Night Attack of Record Proportions

Russia attacked Ukraine on the night of Monday, March 24, 2026, with nearly 400 Shahed and Geran-type drones, adding 23 cruise missiles and seven ballistic missiles. According to the Ukrainian Air Force, this was one of the most extensive attacks in recent weeks — in total, Russia launched as many as 948 unmanned aerial vehicles of various types in 24 hours.

Strikes were reported from at least ten locations across Ukraine. The attack claimed at least six lives and injured 46. According to the Air Force, Ukrainian air defenses intercepted most of the targets, but some drones and missiles penetrated the defense network.

NATO Responded Immediately

As Russian drones approached the Alliance's airspace, Poland put its air defenses on high alert.

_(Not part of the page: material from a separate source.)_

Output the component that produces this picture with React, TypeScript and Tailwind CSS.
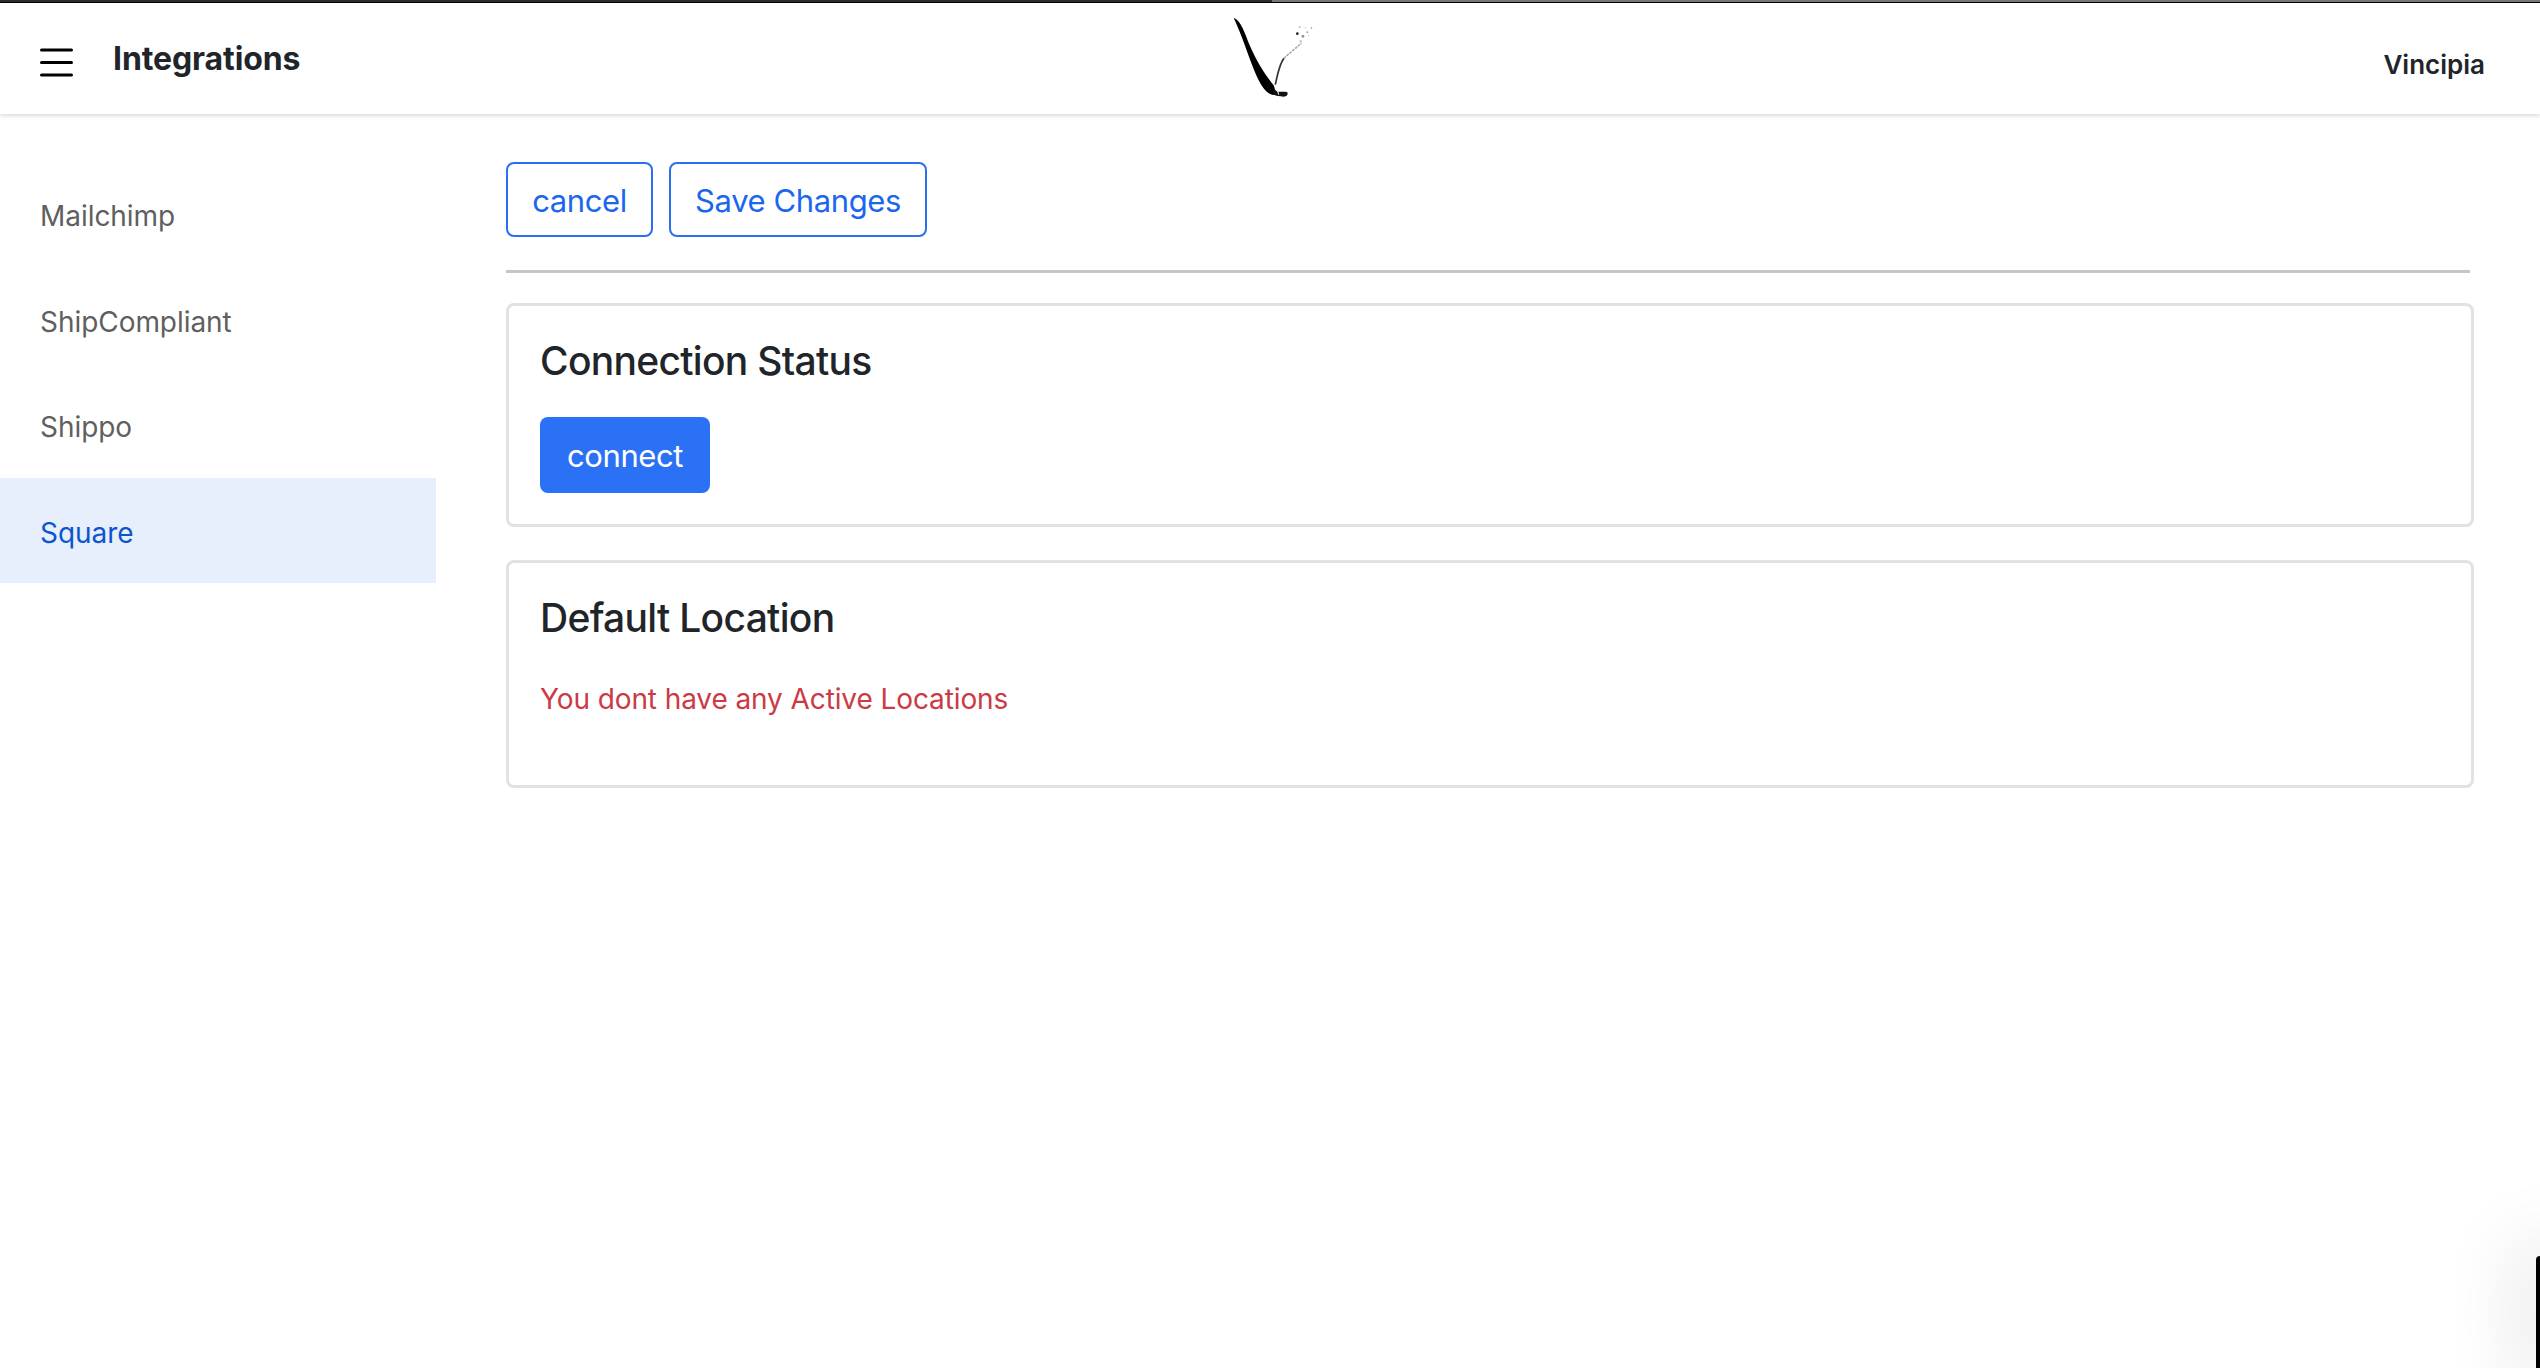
import React from 'react'

const navItems = ['Mailchimp', 'ShipCompliant', 'Shippo', 'Square']

function Logo() {
  return (
    <svg width="90" height="100" viewBox="80 10 270 300" className="block">
      <path d="M97 55 C112 58 126 85 140 125 C160 175 190 225 218 258 L222 286 C195 290 172 250 150 190 C130 135 112 85 97 55 Z" fill="#000" />
      <path d="M218 262 C225 285 240 272 258 278 C262 288 252 294 238 290 C228 290 222 288 215 284 Z" fill="#111" />
      <path d="M222 255 C228 225 236 190 248 176" fill="none" stroke="#333" strokeWidth="5" />
      <path d="M248 176 C262 162 285 145 300 130" fill="none" stroke="#999" strokeWidth="4" strokeDasharray="8 3" />
      <path d="M226 262 L232 285" fill="none" stroke="#fff" strokeWidth="3" />
      <circle cx="288" cy="102" r="4" fill="#222" />
      <circle cx="305" cy="110" r="4" fill="#888" />
      <circle cx="318" cy="98" r="3" fill="#aaa" />
      <circle cx="295" cy="82" r="3" fill="#bbb" />
      <circle cx="330" cy="85" r="3" fill="#bbb" />
      <circle cx="312" cy="84" r="2" fill="#ccc" />
      <circle cx="298" cy="125" r="3" fill="#aaa" />
      <circle cx="322" cy="108" r="2" fill="#ccc" />
      <circle cx="285" cy="145" r="2" fill="#bbb" />
    </svg>
  )
}

function Card({ title, children, className }: { title: string; children: React.ReactNode; className: string }) {
  return (
    <section className={`border-[3px] border-[#e2e2e2] rounded-lg px-[31px] pt-[31px] ${className}`}>
      <h5 className="text-[39px] leading-[47px] font-medium text-[#212529] tracking-[-0.7px]">{title}</h5>
      {children}
    </section>
  )
}

export default function App() {
  return (
    <div className="relative w-[2540px] h-[1368px] overflow-hidden bg-white font-['Inter',sans-serif]">
      {/* top bar */}
      <header className="h-[114px] bg-white shadow-[0_2px_4px_rgba(0,0,0,0.14)]">
        <div className="flex h-[3px] border-b border-black">
          <div className="w-[1272px] bg-[#2b2b2b]" />
          <div className="flex-1 bg-[#777777]" />
        </div>
        <div className="grid grid-cols-3 items-center h-[111px] pl-10 pr-[55px]">
          <div className="flex items-center gap-10">
            <svg width="33" height="30" viewBox="0 0 33 30" className="block mt-[3px]">
              <path d="M1.5 3h30M1.5 15.5h30M1.5 28h30" stroke="#000" strokeWidth="3" strokeLinecap="round" />
            </svg>
            <span className="text-[32px] font-bold text-[#212529] tracking-[-0.1px] mb-[2px]">Integrations</span>
          </div>
          <div className="flex justify-center pl-[20px] mb-[14px]">
            <Logo />
          </div>
          <div className="flex justify-end pt-[9px]">
            <span className="text-[26px] font-semibold text-[#212529]">Vincipia</span>
          </div>
        </div>
      </header>

      <div className="flex">
        {/* side nav */}
        <nav className="w-[436px] pt-[47px] shrink-0">
          {navItems.map(item => (
            <div
              key={item}
              className={`flex items-center h-[105.5px] pl-10 pt-[5px] text-[28px] tracking-[-0.05px] ${
                item === 'Square' ? 'bg-[#e7effc] text-[#0d55cf]' : 'text-[#5f5f5f]'
              }`}
            >
              {item}
            </div>
          ))}
        </nav>

        {/* main */}
        <main className="flex-1 pl-[70px] pr-[66px] pt-[48px]">
          <div className="flex gap-4">
            <button className="h-[75px] w-[147px] pt-[3px] border-[2.5px] border-[#2a6ff0] rounded-lg text-[31px] tracking-[-0.4px] text-[#1c66ee]">cancel</button>
            <button className="h-[75px] w-[258px] pt-[3px] border-[2.5px] border-[#2a6ff0] rounded-lg text-[31px] tracking-[-0.4px] text-[#1c66ee]">Save Changes</button>
          </div>
          <hr className="mt-[33px] mr-[4px] border-t-[3px] border-[#c6c6c6]" />
          <Card title="Connection Status" className="mt-[30px] h-[224px]">
            <button className="mt-[33px] h-[76px] w-[170px] pt-[3px] rounded-lg bg-[#2b71f6] text-[31px] tracking-[-0.4px] text-white">connect</button>
          </Card>
          <Card title="Default Location" className="mt-[33px] h-[228px]">
            <p className="mt-[37px] text-[28px] tracking-[-0.1px] text-[#cb3a45]">You dont have any Active Locations</p>
          </Card>
        </main>
      </div>

      {/* corner of another window */}
      <div className="absolute right-0 bottom-0 w-1 h-[112px] bg-black rounded-tl-lg shadow-[0_0_70px_20px_rgba(0,0,0,0.1)]" />
    </div>
  )
}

Romania dispatched two German Eurofighters and two Romanian F-16s to monitor the airspace near the border with Ukraine over the Danube River. According to reports from the Romanian Ministry of Defense, one drone penetrated approximately eight kilometers into Romanian airspace.

The incident is the latest in a series of Russian drone airspace violations of NATO airspace — similar incidents have occurred in previous months over Poland and the Baltic states. For Slovakia, which directly borders Ukraine as well as Poland and Hungary, this represents an immediate security threat.

Signal of a Spring Offensive

Military analysts at the Institute for the Study of War (ISW) interpret the massive air attack as part of a nascent Russian spring-summer offensive in 2026. According to the ISW, Russian forces have concentrated troops and equipment on the eastern front and have begun attacks on the Ukrainian defensive line called the "Fortress Belt" in the Donetsk region.

Unlike last year, when Russia deployed small infantry units, it is now deploying dozens of tanks and armored vehicles, according to CNN. Russian losses over the past week are double the winter levels — in just one attack on March 19, Russia suffered 405 casualties out of 500 deployed soldiers.

However, the ISW warns that Russian troops are exhausted and under-trained — training cycles have been shortened from one month to one week. Analysts consider a breakthrough of the Ukrainian defensive line unlikely.

What This Means for Slovakia

The escalation increases pressure to strengthen air defenses on NATO's eastern flank. In February, the European Commission presented the European Drone Defense Initiative worth 28 billion euros, which also includes Slovakia. The goal is to build a "drone shield" along the borders with Russia, Ukraine, and Belarus.

As a direct neighbor of Ukraine, Slovakia faces a growing risk — from accidental drone overflights to GPS signal jamming to the potential need to evacuate civilians. The March 24 incident is a reminder that the war in Ukraine is not just a distant conflict, but an immediate security reality for Central Europe.